### Exercise objective
Quote, verbatim, all material below, without pictures.

● ● ●

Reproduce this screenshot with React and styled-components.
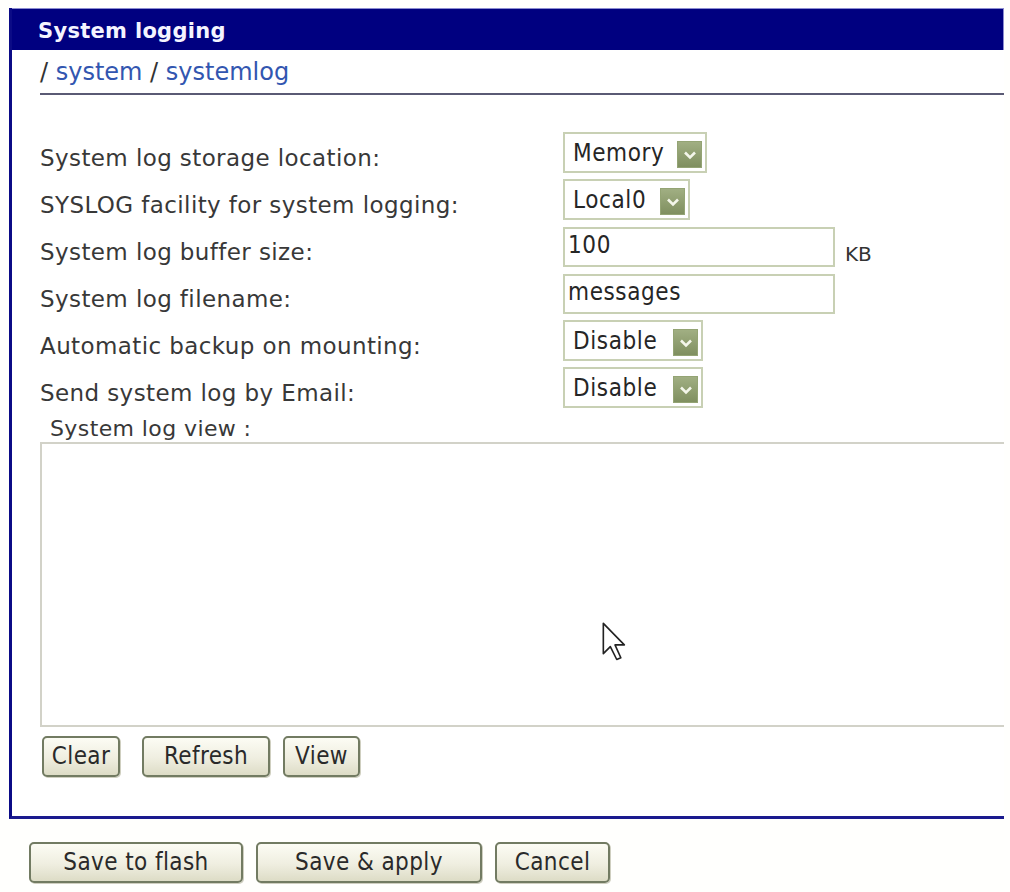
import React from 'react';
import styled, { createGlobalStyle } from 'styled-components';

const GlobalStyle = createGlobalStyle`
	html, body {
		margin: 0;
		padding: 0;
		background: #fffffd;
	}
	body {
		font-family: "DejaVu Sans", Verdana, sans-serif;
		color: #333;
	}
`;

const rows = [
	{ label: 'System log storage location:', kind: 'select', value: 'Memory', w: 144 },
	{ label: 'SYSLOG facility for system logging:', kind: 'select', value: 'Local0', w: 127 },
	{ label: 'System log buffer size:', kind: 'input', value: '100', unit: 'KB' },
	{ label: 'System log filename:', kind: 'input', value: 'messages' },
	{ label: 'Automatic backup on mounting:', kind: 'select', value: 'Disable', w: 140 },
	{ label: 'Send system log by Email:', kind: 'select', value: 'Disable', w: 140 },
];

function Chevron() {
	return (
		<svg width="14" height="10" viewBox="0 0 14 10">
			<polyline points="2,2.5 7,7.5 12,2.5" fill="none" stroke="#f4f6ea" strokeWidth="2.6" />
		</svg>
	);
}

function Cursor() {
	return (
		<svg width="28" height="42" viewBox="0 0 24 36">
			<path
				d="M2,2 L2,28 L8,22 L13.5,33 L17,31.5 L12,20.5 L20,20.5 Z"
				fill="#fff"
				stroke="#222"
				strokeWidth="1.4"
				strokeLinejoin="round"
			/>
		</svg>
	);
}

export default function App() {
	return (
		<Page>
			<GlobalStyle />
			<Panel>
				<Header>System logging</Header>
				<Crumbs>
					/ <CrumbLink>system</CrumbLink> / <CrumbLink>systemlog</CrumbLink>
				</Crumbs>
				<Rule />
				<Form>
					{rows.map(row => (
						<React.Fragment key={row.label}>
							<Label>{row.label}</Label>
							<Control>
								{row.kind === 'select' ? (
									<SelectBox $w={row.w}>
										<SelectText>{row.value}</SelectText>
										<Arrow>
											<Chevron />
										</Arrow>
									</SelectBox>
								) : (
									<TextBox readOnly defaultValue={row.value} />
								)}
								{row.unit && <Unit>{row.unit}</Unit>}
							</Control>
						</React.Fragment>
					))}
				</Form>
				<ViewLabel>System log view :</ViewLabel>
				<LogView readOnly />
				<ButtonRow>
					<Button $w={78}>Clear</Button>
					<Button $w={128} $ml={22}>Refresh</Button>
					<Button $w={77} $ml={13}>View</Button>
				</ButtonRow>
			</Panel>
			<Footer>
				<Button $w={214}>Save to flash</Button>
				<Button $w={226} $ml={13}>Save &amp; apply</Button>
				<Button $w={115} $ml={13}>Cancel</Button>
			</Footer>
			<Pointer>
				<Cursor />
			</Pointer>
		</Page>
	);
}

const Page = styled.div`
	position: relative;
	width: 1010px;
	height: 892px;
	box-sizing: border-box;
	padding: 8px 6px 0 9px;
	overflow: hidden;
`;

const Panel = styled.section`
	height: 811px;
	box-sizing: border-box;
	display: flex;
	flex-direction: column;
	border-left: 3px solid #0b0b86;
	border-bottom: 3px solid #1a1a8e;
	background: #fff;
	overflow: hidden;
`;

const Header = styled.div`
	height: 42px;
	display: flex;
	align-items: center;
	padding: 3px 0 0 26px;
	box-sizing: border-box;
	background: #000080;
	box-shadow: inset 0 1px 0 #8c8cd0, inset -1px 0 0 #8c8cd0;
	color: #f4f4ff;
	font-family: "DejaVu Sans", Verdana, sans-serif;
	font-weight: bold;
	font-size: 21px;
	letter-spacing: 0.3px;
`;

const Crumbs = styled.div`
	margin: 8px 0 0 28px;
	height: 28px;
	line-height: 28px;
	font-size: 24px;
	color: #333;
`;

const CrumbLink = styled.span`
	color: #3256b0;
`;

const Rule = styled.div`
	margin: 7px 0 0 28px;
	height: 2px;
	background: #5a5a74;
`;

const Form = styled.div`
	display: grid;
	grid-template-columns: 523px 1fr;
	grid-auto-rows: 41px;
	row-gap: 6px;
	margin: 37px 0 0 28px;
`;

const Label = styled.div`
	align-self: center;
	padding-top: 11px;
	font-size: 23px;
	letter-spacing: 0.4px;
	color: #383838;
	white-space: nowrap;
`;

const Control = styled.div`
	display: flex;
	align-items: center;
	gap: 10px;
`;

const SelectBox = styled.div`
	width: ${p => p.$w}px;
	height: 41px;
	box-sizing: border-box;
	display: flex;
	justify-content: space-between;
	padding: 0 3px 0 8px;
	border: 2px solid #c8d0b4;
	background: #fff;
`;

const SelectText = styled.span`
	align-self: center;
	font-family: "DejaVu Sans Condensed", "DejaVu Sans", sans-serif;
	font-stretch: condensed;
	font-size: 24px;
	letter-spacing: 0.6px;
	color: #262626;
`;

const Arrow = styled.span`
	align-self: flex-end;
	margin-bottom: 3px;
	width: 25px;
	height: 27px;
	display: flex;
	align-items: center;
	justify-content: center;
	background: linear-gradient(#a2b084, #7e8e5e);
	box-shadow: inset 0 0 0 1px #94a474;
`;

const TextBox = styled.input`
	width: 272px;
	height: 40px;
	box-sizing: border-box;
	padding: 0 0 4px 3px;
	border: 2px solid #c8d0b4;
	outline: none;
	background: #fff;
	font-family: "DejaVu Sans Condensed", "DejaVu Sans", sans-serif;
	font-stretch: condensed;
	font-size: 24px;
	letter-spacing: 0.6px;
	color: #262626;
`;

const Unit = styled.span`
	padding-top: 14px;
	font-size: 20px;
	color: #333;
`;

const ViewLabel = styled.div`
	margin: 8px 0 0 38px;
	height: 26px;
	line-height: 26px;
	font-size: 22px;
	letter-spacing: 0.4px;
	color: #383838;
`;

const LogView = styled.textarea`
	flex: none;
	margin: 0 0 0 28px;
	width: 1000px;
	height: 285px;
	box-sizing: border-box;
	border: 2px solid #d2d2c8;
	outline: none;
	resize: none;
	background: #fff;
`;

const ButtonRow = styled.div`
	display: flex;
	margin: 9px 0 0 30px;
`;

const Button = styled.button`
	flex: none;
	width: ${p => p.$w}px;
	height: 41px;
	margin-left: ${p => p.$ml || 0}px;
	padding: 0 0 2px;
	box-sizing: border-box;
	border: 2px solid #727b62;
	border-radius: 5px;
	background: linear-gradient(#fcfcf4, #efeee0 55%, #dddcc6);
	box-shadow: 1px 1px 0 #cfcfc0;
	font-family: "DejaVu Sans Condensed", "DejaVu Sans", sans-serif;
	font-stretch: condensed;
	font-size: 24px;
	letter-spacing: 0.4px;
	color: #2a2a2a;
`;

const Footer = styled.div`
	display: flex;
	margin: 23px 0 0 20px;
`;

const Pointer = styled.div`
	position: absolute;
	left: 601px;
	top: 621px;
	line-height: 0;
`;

● ● ●

### Correct output
Reproduce this screenshot with React and styled-components.
import React from 'react';
import styled, { createGlobalStyle } from 'styled-components';

const GlobalStyle = createGlobalStyle`
	html, body {
		margin: 0;
		padding: 0;
		background: #fffffd;
	}
	body {
		font-family: "DejaVu Sans", Verdana, sans-serif;
		color: #333;
	}
`;

const rows = [
	{ label: 'System log storage location:', kind: 'select', value: 'Memory', w: 144 },
	{ label: 'SYSLOG facility for system logging:', kind: 'select', value: 'Local0', w: 127 },
	{ label: 'System log buffer size:', kind: 'input', value: '100', unit: 'KB' },
	{ label: 'System log filename:', kind: 'input', value: 'messages' },
	{ label: 'Automatic backup on mounting:', kind: 'select', value: 'Disable', w: 140 },
	{ label: 'Send system log by Email:', kind: 'select', value: 'Disable', w: 140 },
];

function Chevron() {
	return (
		<svg width="14" height="10" viewBox="0 0 14 10">
			<polyline points="2,2.5 7,7.5 12,2.5" fill="none" stroke="#f4f6ea" strokeWidth="2.6" />
		</svg>
	);
}

function Cursor() {
	return (
		<svg width="28" height="42" viewBox="0 0 24 36">
			<path
				d="M2,2 L2,28 L8,22 L13.5,33 L17,31.5 L12,20.5 L20,20.5 Z"
				fill="#fff"
				stroke="#222"
				strokeWidth="1.4"
				strokeLinejoin="round"
			/>
		</svg>
	);
}

export default function App() {
	return (
		<Page>
			<GlobalStyle />
			<Panel>
				<Header>System logging</Header>
				<Crumbs>
					/ <CrumbLink>system</CrumbLink> / <CrumbLink>systemlog</CrumbLink>
				</Crumbs>
				<Rule />
				<Form>
					{rows.map(row => (
						<React.Fragment key={row.label}>
							<Label>{row.label}</Label>
							<Control>
								{row.kind === 'select' ? (
									<SelectBox $w={row.w}>
										<SelectText>{row.value}</SelectText>
										<Arrow>
											<Chevron />
										</Arrow>
									</SelectBox>
								) : (
									<TextBox readOnly defaultValue={row.value} />
								)}
								{row.unit && <Unit>{row.unit}</Unit>}
							</Control>
						</React.Fragment>
					))}
				</Form>
				<ViewLabel>System log view :</ViewLabel>
				<LogView readOnly />
				<ButtonRow>
					<Button $w={78}>Clear</Button>
					<Button $w={128} $ml={22}>Refresh</Button>
					<Button $w={77} $ml={13}>View</Button>
				</ButtonRow>
			</Panel>
			<Footer>
				<Button $w={214}>Save to flash</Button>
				<Button $w={226} $ml={13}>Save &amp; apply</Button>
				<Button $w={115} $ml={13}>Cancel</Button>
			</Footer>
			<Pointer>
				<Cursor />
			</Pointer>
		</Page>
	);
}

const Page = styled.div`
	position: relative;
	width: 1010px;
	height: 892px;
	box-sizing: border-box;
	padding: 8px 6px 0 9px;
	overflow: hidden;
`;

const Panel = styled.section`
	height: 811px;
	box-sizing: border-box;
	display: flex;
	flex-direction: column;
	border-left: 3px solid #0b0b86;
	border-bottom: 3px solid #1a1a8e;
	background: #fff;
	overflow: hidden;
`;

const Header = styled.div`
	height: 42px;
	display: flex;
	align-items: center;
	padding: 3px 0 0 26px;
	box-sizing: border-box;
	background: #000080;
	box-shadow: inset 0 1px 0 #8c8cd0, inset -1px 0 0 #8c8cd0;
	color: #f4f4ff;
	font-family: "DejaVu Sans", Verdana, sans-serif;
	font-weight: bold;
	font-size: 21px;
	letter-spacing: 0.3px;
`;

const Crumbs = styled.div`
	margin: 8px 0 0 28px;
	height: 28px;
	line-height: 28px;
	font-size: 24px;
	color: #333;
`;

const CrumbLink = styled.span`
	color: #3256b0;
`;

const Rule = styled.div`
	margin: 7px 0 0 28px;
	height: 2px;
	background: #5a5a74;
`;

const Form = styled.div`
	display: grid;
	grid-template-columns: 523px 1fr;
	grid-auto-rows: 41px;
	row-gap: 6px;
	margin: 37px 0 0 28px;
`;

const Label = styled.div`
	align-self: center;
	padding-top: 11px;
	font-size: 23px;
	letter-spacing: 0.4px;
	color: #383838;
	white-space: nowrap;
`;

const Control = styled.div`
	display: flex;
	align-items: center;
	gap: 10px;
`;

const SelectBox = styled.div`
	width: ${p => p.$w}px;
	height: 41px;
	box-sizing: border-box;
	display: flex;
	justify-content: space-between;
	padding: 0 3px 0 8px;
	border: 2px solid #c8d0b4;
	background: #fff;
`;

const SelectText = styled.span`
	align-self: center;
	font-family: "DejaVu Sans Condensed", "DejaVu Sans", sans-serif;
	font-stretch: condensed;
	font-size: 24px;
	letter-spacing: 0.6px;
	color: #262626;
`;

const Arrow = styled.span`
	align-self: flex-end;
	margin-bottom: 3px;
	width: 25px;
	height: 27px;
	display: flex;
	align-items: center;
	justify-content: center;
	background: linear-gradient(#a2b084, #7e8e5e);
	box-shadow: inset 0 0 0 1px #94a474;
`;

const TextBox = styled.input`
	width: 272px;
	height: 40px;
	box-sizing: border-box;
	padding: 0 0 4px 3px;
	border: 2px solid #c8d0b4;
	outline: none;
	background: #fff;
	font-family: "DejaVu Sans Condensed", "DejaVu Sans", sans-serif;
	font-stretch: condensed;
	font-size: 24px;
	letter-spacing: 0.6px;
	color: #262626;
`;

const Unit = styled.span`
	padding-top: 14px;
	font-size: 20px;
	color: #333;
`;

const ViewLabel = styled.div`
	margin: 8px 0 0 38px;
	height: 26px;
	line-height: 26px;
	font-size: 22px;
	letter-spacing: 0.4px;
	color: #383838;
`;

const LogView = styled.textarea`
	flex: none;
	margin: 0 0 0 28px;
	width: 1000px;
	height: 285px;
	box-sizing: border-box;
	border: 2px solid #d2d2c8;
	outline: none;
	resize: none;
	background: #fff;
`;

const ButtonRow = styled.div`
	display: flex;
	margin: 9px 0 0 30px;
`;

const Button = styled.button`
	flex: none;
	width: ${p => p.$w}px;
	height: 41px;
	margin-left: ${p => p.$ml || 0}px;
	padding: 0 0 2px;
	box-sizing: border-box;
	border: 2px solid #727b62;
	border-radius: 5px;
	background: linear-gradient(#fcfcf4, #efeee0 55%, #dddcc6);
	box-shadow: 1px 1px 0 #cfcfc0;
	font-family: "DejaVu Sans Condensed", "DejaVu Sans", sans-serif;
	font-stretch: condensed;
	font-size: 24px;
	letter-spacing: 0.4px;
	color: #2a2a2a;
`;

const Footer = styled.div`
	display: flex;
	margin: 23px 0 0 20px;
`;

const Pointer = styled.div`
	position: absolute;
	left: 601px;
	top: 621px;
	line-height: 0;
`;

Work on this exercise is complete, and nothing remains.